### GIVEN MATERIAL

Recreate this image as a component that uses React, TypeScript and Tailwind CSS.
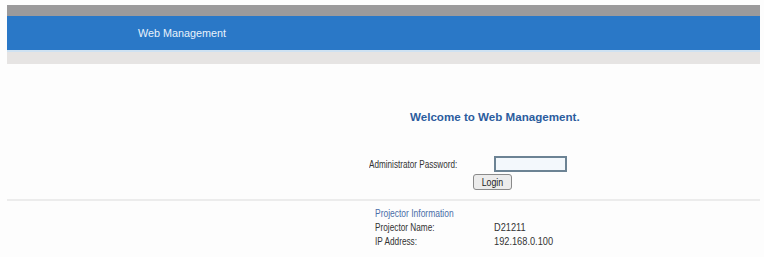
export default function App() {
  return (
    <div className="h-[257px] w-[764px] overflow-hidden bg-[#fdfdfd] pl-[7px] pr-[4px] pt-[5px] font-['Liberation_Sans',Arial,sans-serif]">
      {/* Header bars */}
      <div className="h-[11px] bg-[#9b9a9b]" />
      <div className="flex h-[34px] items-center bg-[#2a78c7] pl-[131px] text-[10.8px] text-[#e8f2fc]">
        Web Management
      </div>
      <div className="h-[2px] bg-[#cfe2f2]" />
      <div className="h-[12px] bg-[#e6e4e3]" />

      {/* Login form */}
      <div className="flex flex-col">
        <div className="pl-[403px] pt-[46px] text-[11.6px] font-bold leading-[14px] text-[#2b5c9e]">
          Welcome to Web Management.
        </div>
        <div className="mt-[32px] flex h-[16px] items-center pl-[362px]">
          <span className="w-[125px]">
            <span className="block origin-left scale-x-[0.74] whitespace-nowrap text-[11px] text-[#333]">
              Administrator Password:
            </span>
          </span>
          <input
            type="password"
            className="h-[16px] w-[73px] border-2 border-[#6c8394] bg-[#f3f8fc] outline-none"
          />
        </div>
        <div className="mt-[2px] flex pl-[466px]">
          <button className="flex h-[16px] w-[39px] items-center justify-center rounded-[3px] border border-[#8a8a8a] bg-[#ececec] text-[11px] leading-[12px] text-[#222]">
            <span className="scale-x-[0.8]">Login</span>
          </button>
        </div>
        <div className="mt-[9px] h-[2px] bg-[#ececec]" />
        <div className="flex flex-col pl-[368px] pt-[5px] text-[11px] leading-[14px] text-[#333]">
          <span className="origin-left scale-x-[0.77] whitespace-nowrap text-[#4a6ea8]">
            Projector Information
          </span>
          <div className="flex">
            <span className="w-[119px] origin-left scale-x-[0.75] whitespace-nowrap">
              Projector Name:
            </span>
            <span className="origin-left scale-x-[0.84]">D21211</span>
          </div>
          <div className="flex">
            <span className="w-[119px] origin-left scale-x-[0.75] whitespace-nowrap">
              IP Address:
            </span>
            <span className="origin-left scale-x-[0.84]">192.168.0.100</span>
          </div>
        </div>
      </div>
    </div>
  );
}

######

- EXERCISE INSTRUCTIONS:
Without the pictures, retype the whole of the material above exactly.

- THE ANSWER:
Recreate this image as a component that uses React, TypeScript and Tailwind CSS.
export default function App() {
  return (
    <div className="h-[257px] w-[764px] overflow-hidden bg-[#fdfdfd] pl-[7px] pr-[4px] pt-[5px] font-['Liberation_Sans',Arial,sans-serif]">
      {/* Header bars */}
      <div className="h-[11px] bg-[#9b9a9b]" />
      <div className="flex h-[34px] items-center bg-[#2a78c7] pl-[131px] text-[10.8px] text-[#e8f2fc]">
        Web Management
      </div>
      <div className="h-[2px] bg-[#cfe2f2]" />
      <div className="h-[12px] bg-[#e6e4e3]" />

      {/* Login form */}
      <div className="flex flex-col">
        <div className="pl-[403px] pt-[46px] text-[11.6px] font-bold leading-[14px] text-[#2b5c9e]">
          Welcome to Web Management.
        </div>
        <div className="mt-[32px] flex h-[16px] items-center pl-[362px]">
          <span className="w-[125px]">
            <span className="block origin-left scale-x-[0.74] whitespace-nowrap text-[11px] text-[#333]">
              Administrator Password:
            </span>
          </span>
          <input
            type="password"
            className="h-[16px] w-[73px] border-2 border-[#6c8394] bg-[#f3f8fc] outline-none"
          />
        </div>
        <div className="mt-[2px] flex pl-[466px]">
          <button className="flex h-[16px] w-[39px] items-center justify-center rounded-[3px] border border-[#8a8a8a] bg-[#ececec] text-[11px] leading-[12px] text-[#222]">
            <span className="scale-x-[0.8]">Login</span>
          </button>
        </div>
        <div className="mt-[9px] h-[2px] bg-[#ececec]" />
        <div className="flex flex-col pl-[368px] pt-[5px] text-[11px] leading-[14px] text-[#333]">
          <span className="origin-left scale-x-[0.77] whitespace-nowrap text-[#4a6ea8]">
            Projector Information
          </span>
          <div className="flex">
            <span className="w-[119px] origin-left scale-x-[0.75] whitespace-nowrap">
              Projector Name:
            </span>
            <span className="origin-left scale-x-[0.84]">D21211</span>
          </div>
          <div className="flex">
            <span className="w-[119px] origin-left scale-x-[0.75] whitespace-nowrap">
              IP Address:
            </span>
            <span className="origin-left scale-x-[0.84]">192.168.0.100</span>
          </div>
        </div>
      </div>
    </div>
  );
}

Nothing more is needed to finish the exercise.